The Obama administration’s decision Thursday to provide military and political aid to anti-Assad fighters wasn’t merely a result of confirmation the Syrian regime used sarin gas on rebels — but a decision prompted by the realization that Syrian President Bashar Assad was on the cusp of gaining a permanent advantage over rebel groups and the fear of imminent sectarian bloodshed further spilling into neighboring Iraq, Jordan and Lebanon.
“The decision was ultimately driven by the discovery Assad used [chemical weapons] but there were a number of other factors in place that were also important,” conceded an administration official with direct knowledge of the deliberations.

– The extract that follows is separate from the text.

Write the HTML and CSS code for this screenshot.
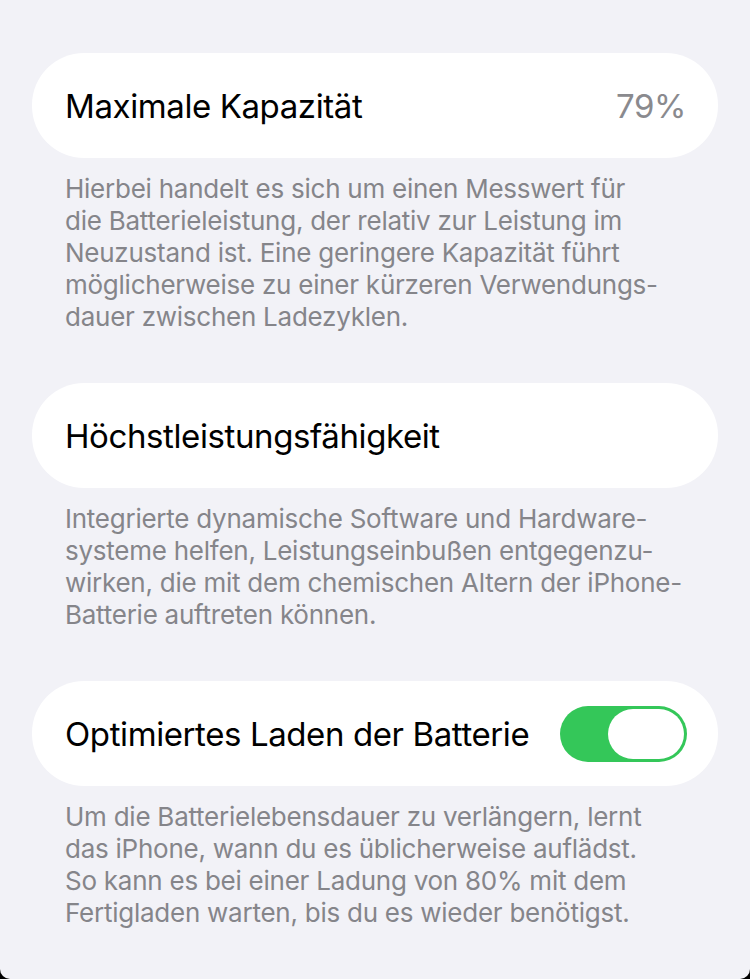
FILE: index.html
```html
<!DOCTYPE html>
<html lang="de">
<head>
    <meta charset="UTF-8">
    <meta name="viewport" content="width=device-width, initial-scale=1.0">
    <title>Batteriezustand</title>
    <link rel="stylesheet" href="styles.css">
</head>
<body>

    <div class="screen">

        <div class="group">
            <div class="cell">
                <span class="cell-label">Maximale Kapazität</span>
                <span class="cell-value">79%</span>
            </div>
            <p class="footer">
                Hierbei handelt es sich um einen Messwert für<br>
                die Batterieleistung, der relativ zur Leistung im<br>
                Neuzustand ist. Eine geringere Kapazität führt<br>
                möglicherweise zu einer kürzeren Verwendungs-<br>
                dauer zwischen Ladezyklen.
            </p>
        </div>

        <div class="group">
            <div class="cell">
                <span class="cell-label">Höchstleistungsfähigkeit</span>
            </div>
            <p class="footer">
                Integrierte dynamische Software und Hardware-<br>
                systeme helfen, Leistungseinbußen entgegenzu-<br>
                wirken, die mit dem chemischen Altern der iPhone-<br>
                Batterie auftreten können.
            </p>
        </div>

        <div class="group">
            <div class="cell">
                <span class="cell-label">Optimiertes Laden der Batterie</span>
                <span class="switch on"><span class="knob"></span></span>
            </div>
            <p class="footer">
                Um die Batterielebensdauer zu verlängern, lernt<br>
                das iPhone, wann du es üblicherweise auflädst.<br>
                So kann es bei einer Ladung von 80% mit dem<br>
                Fertigladen warten, bis du es wieder benötigst.
            </p>
        </div>

    </div>

</body>
</html>
```

FILE: styles.css
```css
/* Global styles */
html {
    background-color: #000;
}

body {
    font-family: 'Inter', 'Noto Sans', sans-serif;
    margin: 0;
    padding: 0;
    -webkit-font-smoothing: antialiased;
}

.screen {
    height: 979px;
    box-sizing: border-box;
    background-color: #f2f2f7;
    border-radius: 0 0 10px 10px;
    padding: 53px 32px 0 32px;
    overflow: hidden;
}

/* Grouped list sections */
.group {
    margin-bottom: 50px;
}

.cell {
    display: flex;
    justify-content: space-between;
    align-items: center;
    height: 105px;
    padding: 0 32px 0 33px;
    background-color: #fff;
    border-radius: 52px;
}

.cell-label {
    font-size: 33px;
    color: #000;
    letter-spacing: -0.4px;
}

.cell-value {
    font-size: 33px;
    color: #8a8a8e;
    letter-spacing: -0.4px;
}

/* Lines are broken by hand, as in the system text */
.footer {
    margin: 15px 0 0 0;
    padding: 0 0 0 33px;
    font-size: 26px;
    line-height: 32px;
    color: #85858a;
    letter-spacing: -0.25px;
    white-space: nowrap;
}

/* Toggle switch */
.switch {
    display: flex;
    align-items: center;
    justify-content: flex-end;
    width: 127px;
    height: 56px;
    box-sizing: border-box;
    padding: 3px;
    border-radius: 28px;
    background-color: #e9e9eb;
    margin-right: -1px;
}

.switch.on {
    background-color: #34c759;
}

.switch .knob {
    width: 76px;
    height: 50px;
    border-radius: 25px;
    background-color: #fff;
}
```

“Would we have made [the determination Assad had breached the red line] even if we didn’t have the evidence? Probably.”
Also key in this report:
For weeks, Obama — chastened by the Iraq and Afghanistan wars — deferred passing judgment on the regime’s use of the deadly nerve gas, even as U.N. and European officials publicly reported the use of chemical weapons against hundreds of rebels and civilians.
Why the hesitation?
The president himself, people close to the situation said, has been agonizing over the decision, torn between his desire to do the right thing — and his bone-deep aversion to the kind of quick-trigger military intervention in Iraq that sidetracked his predecessor George W. Bush and resulted in the thousands of U.S. casualties.